My friends and I built a rig with exactly the same setup except the processor
and mobo (for AMD)....

My rig is E4300 @ stock and my friend ahs E6320 @ 2.2Ghz...
Both Intel setup used Gigabyte 965P-S3 mobo, 160gb Seagate HDD, 2gb Geil DDR800 and Geforce 8600GTS....

My 2nd friend built an AMD X2 4000+ @ stock..
MSI K9N Neo-F mobo....
the same ram, hdd, and video with my intel...

From what we've noticed, the intel rig is fast when you've got the cpu to load at peak like video or media encoding....But when office and basic apps like document, browsing the net or even browsing from folder to folder in windows the AMD X2 seems very snappy....

It can't be the HDD bcoz we've used the same HDD, memory & video, the same Dual OS also (XP & Vista 32)....

Does the integrated memory controller of the AMD that causes the AMD system to respond snappier in browsing folders, opening documents and opening programs....????
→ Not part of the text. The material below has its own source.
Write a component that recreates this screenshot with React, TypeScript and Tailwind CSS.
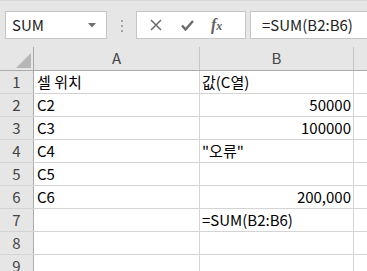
import React from "react";

const font = { fontFamily: '"Noto Sans CJK KR", "Noto Sans", sans-serif' };

type Row = { n: number; a: string; b: string; right?: boolean };

const rows: Row[] = [
  { n: 1, a: "셀 위치", b: "값(C열)" },
  { n: 2, a: "C2", b: "50000", right: true },
  { n: 3, a: "C3", b: "100000", right: true },
  { n: 4, a: "C4", b: "\"오류\"" },
  { n: 5, a: "C5", b: "" },
  { n: 6, a: "C6", b: "200,000", right: true },
  { n: 7, a: "", b: "=SUM(B2:B6)" },
  { n: 8, a: "", b: "" },
  { n: 9, a: "", b: "" },
];

function FormulaBar() {
  return (
    <div className="flex h-[47px] items-start border-t border-[#d6d6d6] bg-[#e6e6e6] pt-[10px]">
      <div className="ml-[5px] flex h-[28px] w-[102px] items-center justify-between border border-[#c6c6c6] bg-white pl-[6px] pr-[10px]">
        <span className="text-[15px] text-[#222]">SUM</span>
        <svg width="8" height="5" viewBox="0 0 8 5">
          <path d="M0 0h8L4 4.5z" fill="#6f6f6f" />
        </svg>
      </div>
      <div className="ml-[14px] mt-[9px] flex flex-col gap-[3px]">
        <span className="h-[2px] w-[2px] bg-[#a6a6a6]" />
        <span className="h-[2px] w-[2px] bg-[#a6a6a6]" />
        <span className="h-[2px] w-[2px] bg-[#a6a6a6]" />
      </div>
      <div className="ml-[13px] flex h-[28px] w-[110px] items-center border border-[#c6c6c6] bg-white">
        <svg className="ml-[13px]" width="12" height="12" viewBox="0 0 12 12">
          <path d="M1 1l10 10M11 1L1 11" stroke="#6a6a6a" strokeWidth="1.5" />
        </svg>
        <svg className="ml-[19px]" width="13" height="11" viewBox="0 0 13 11">
          <path d="M1 5.5l3.5 4L12 1" stroke="#6a6a6a" strokeWidth="2.4" fill="none" />
        </svg>
        <span
          className="ml-[17px] text-[16px] font-bold italic text-[#606060]"
          style={{ fontFamily: '"Liberation Serif", serif' }}
        >
          f<span className="text-[12px]">x</span>
        </span>
      </div>
      <div className="ml-[4px] flex h-[28px] flex-1 items-center border border-r-0 border-[#c6c6c6] bg-white pl-[11px]">
        <span className="text-[15px] text-[#222]">=SUM(B2:B6)</span>
      </div>
    </div>
  );
}

export default function App() {
  return (
    <div className="h-[271px] w-[367px] overflow-hidden bg-white text-[15px]" style={font}>
      <FormulaBar />
      <div className="flex h-[24px] border-b border-[#ababab] bg-[#e6e6e6] text-[#444]">
        <div className="relative w-[34px] border-r border-[#ababab]">
          <svg className="absolute bottom-[2px] right-[2px]" width="15" height="15" viewBox="0 0 15 15">
            <path d="M15 0V15H0z" fill="#b5b5b5" />
          </svg>
        </div>
        <div className="flex w-[166px] items-end justify-center border-r border-[#c6c6c6] pb-[1px]">A</div>
        <div className="flex w-[154px] items-end justify-center border-r border-[#c6c6c6] pb-[1px]">B</div>
        <div className="flex-1" />
      </div>
      {rows.map((r) => (
        <div key={r.n} className="flex h-[23px] border-b border-[#d4d4d4]">
          <div className="flex w-[34px] items-end justify-center border-r border-[#ababab] bg-[#e6e6e6] text-[#444]">
            {r.n}
          </div>
          <div className="flex w-[166px] items-end border-r border-[#d4d4d4] pl-[3px] text-black">
            {r.a}
          </div>
          <div
            className={
              "flex w-[154px] items-end border-r border-[#d4d4d4] px-[2px] text-black " +
              (r.right ? "justify-end" : "justify-start")
            }
          >
            {r.b}
          </div>
          <div className="flex-1" />
        </div>
      ))}
    </div>
  );
}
Maybe the only reason why intel is faster at peak load is becoz of the L2 cache w/c is bigger than AMD.....

Any comments guyz....
Do you experience this also when comparing AMD X2 & Core 2 in terms of responsiveness...?????
 
Alright . . . . I'll bite ... 😀

With the quality of hardware today I think once you get above 1.8-2GHz and 2gb of RAM you see generally equal performance on typical 'puter stuff in 92.5% of instances. Software on the desktop as we currently use it is not highly parallel in multiple threads in OS & apps so multiple cores don't do a whole lot to increase performance.
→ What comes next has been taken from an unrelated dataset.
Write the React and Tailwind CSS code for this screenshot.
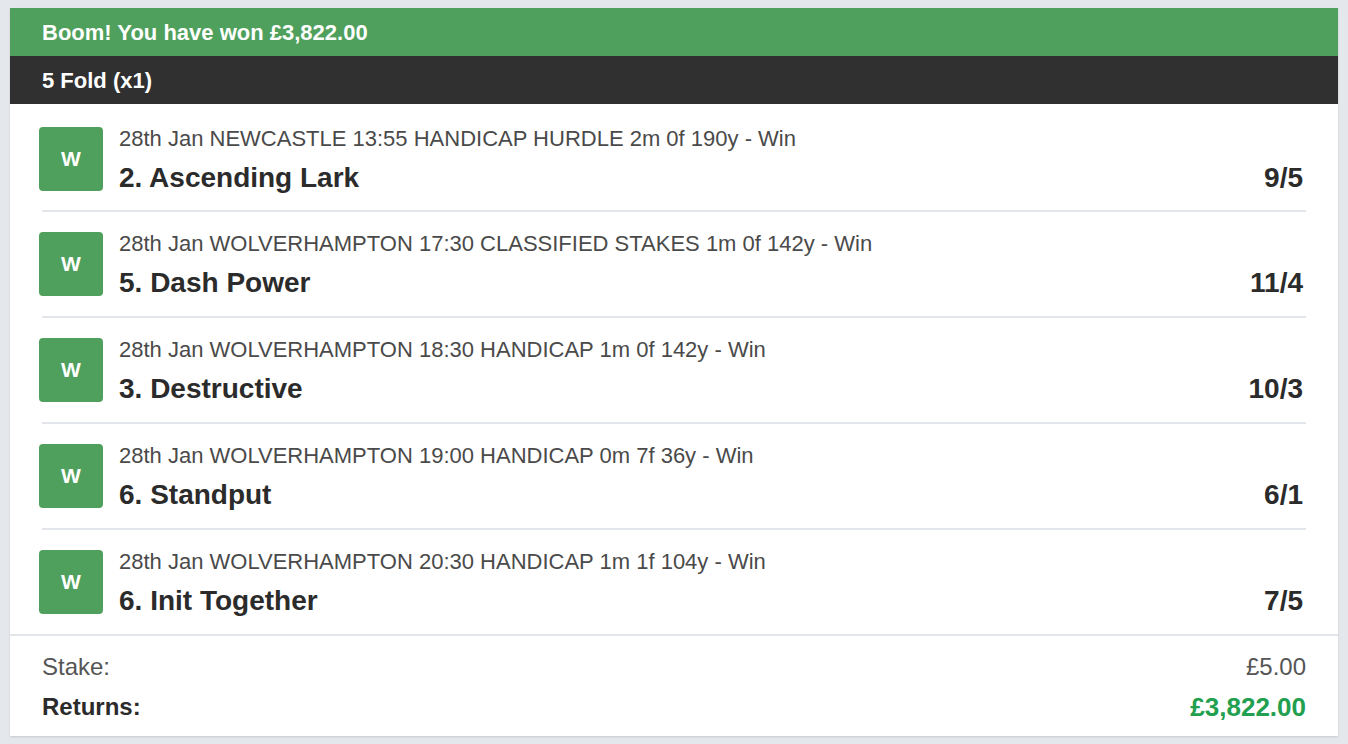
const legs = [
  {
    race: "28th Jan NEWCASTLE 13:55 HANDICAP HURDLE 2m 0f 190y - Win",
    runner: "2. Ascending Lark",
    odds: "9/5",
  },
  {
    race: "28th Jan WOLVERHAMPTON 17:30 CLASSIFIED STAKES 1m 0f 142y - Win",
    runner: "5. Dash Power",
    odds: "11/4",
  },
  {
    race: "28th Jan WOLVERHAMPTON 18:30 HANDICAP 1m 0f 142y - Win",
    runner: "3. Destructive",
    odds: "10/3",
  },
  {
    race: "28th Jan WOLVERHAMPTON 19:00 HANDICAP 0m 7f 36y - Win",
    runner: "6. Standput",
    odds: "6/1",
  },
  {
    race: "28th Jan WOLVERHAMPTON 20:30 HANDICAP 1m 1f 104y - Win",
    runner: "6. Init Together",
    odds: "7/5",
  },
];

function Leg({ leg, first }) {
  return (
    <div
      className={
        first
          ? "flex items-start pb-[19px] pl-[29px] pr-[35px] pt-5"
          : "flex items-start py-5 pl-[29px] pr-[35px]"
      }
    >
      <div className="flex h-16 w-16 shrink-0 items-center justify-center rounded bg-[#4ea05c] text-[21px] font-bold text-white">
        W
      </div>
      <div className="ml-4 flex h-16 flex-1 flex-col justify-between">
        <div className="text-[22px] leading-6 text-[#4a4a4a]">{leg.race}</div>
        <div className="text-[28px] font-bold leading-[26px] text-[#2b2b2b]">
          {leg.runner}
        </div>
      </div>
      <div className="flex h-16 items-end text-[28px] font-bold leading-[26px] text-[#2b2b2b]">
        {leg.odds}
      </div>
    </div>
  );
}

export default function App() {
  return (
    <div
      className="min-h-screen bg-[#e4e7eb] px-[10px] pt-2"
      style={{ fontFamily: '"Liberation Sans", Arial, sans-serif' }}
    >
      <div className="bg-white shadow-[0_1px_2px_rgba(0,0,0,0.12)]">
        {/* Win banner */}
        <div className="flex h-12 items-center bg-[#4ea05c] px-8 text-[22px] font-bold text-white">
          Boom! You have won £3,822.00
        </div>
        <div className="flex h-12 items-center bg-[#303030] px-8 text-[22px] font-bold text-white">
          5 Fold (x1)
        </div>

        {/* Legs */}
        <div className="pt-[3px]">
          {legs.map((leg, i) => (
            <div key={i}>
              <Leg leg={leg} first={i === 0} />
              {i < legs.length - 1 && <div className="mx-8 h-[2px] bg-[#e2e5e9]" />}
            </div>
          ))}
        </div>

        {/* Totals */}
        <div className="border-t-2 border-[#e2e5e9] px-8 pb-[9px] pt-[11px] text-[24px] leading-10">
          <div className="flex justify-between text-[#555]">
            <span>Stake:</span>
            <span>£5.00</span>
          </div>
          <div className="flex justify-between font-bold">
            <span className="text-[#2b2b2b]">Returns:</span>
            <span className="text-[26px] text-[#22a04f]">£3,822.00</span>
          </div>
        </div>
      </div>
    </div>
  );
}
I think WinV is a little better than WinXP in balancing loads across both cores. I think the minor differences you see could be a number of things - from the OS installation (I swear Windoze never installs the same way twice!), to the apps installed and who knows? Maybe the AMD IMC helps a little in some instances.

I think responsiveness is a direct result of clock spped which is mitigated by loaded threads and amount of RAM/speed. An extra core doesn't do a great deal when your cpu utilization seldom rises above 7%. Even minor tweaks in the BIOS (not an OC) can effect load times and responsiveness.

The difference you perceive could even be the result of the Intel 965 chipset versus the MSI nForce4.

Now that I've said all this, the 'snappiest' WinXP 'puter I ever built was a Gigabyte 965 with 2gb ram, a 3GHz single core Cedar Mill Celly and a 6 series nVidia card.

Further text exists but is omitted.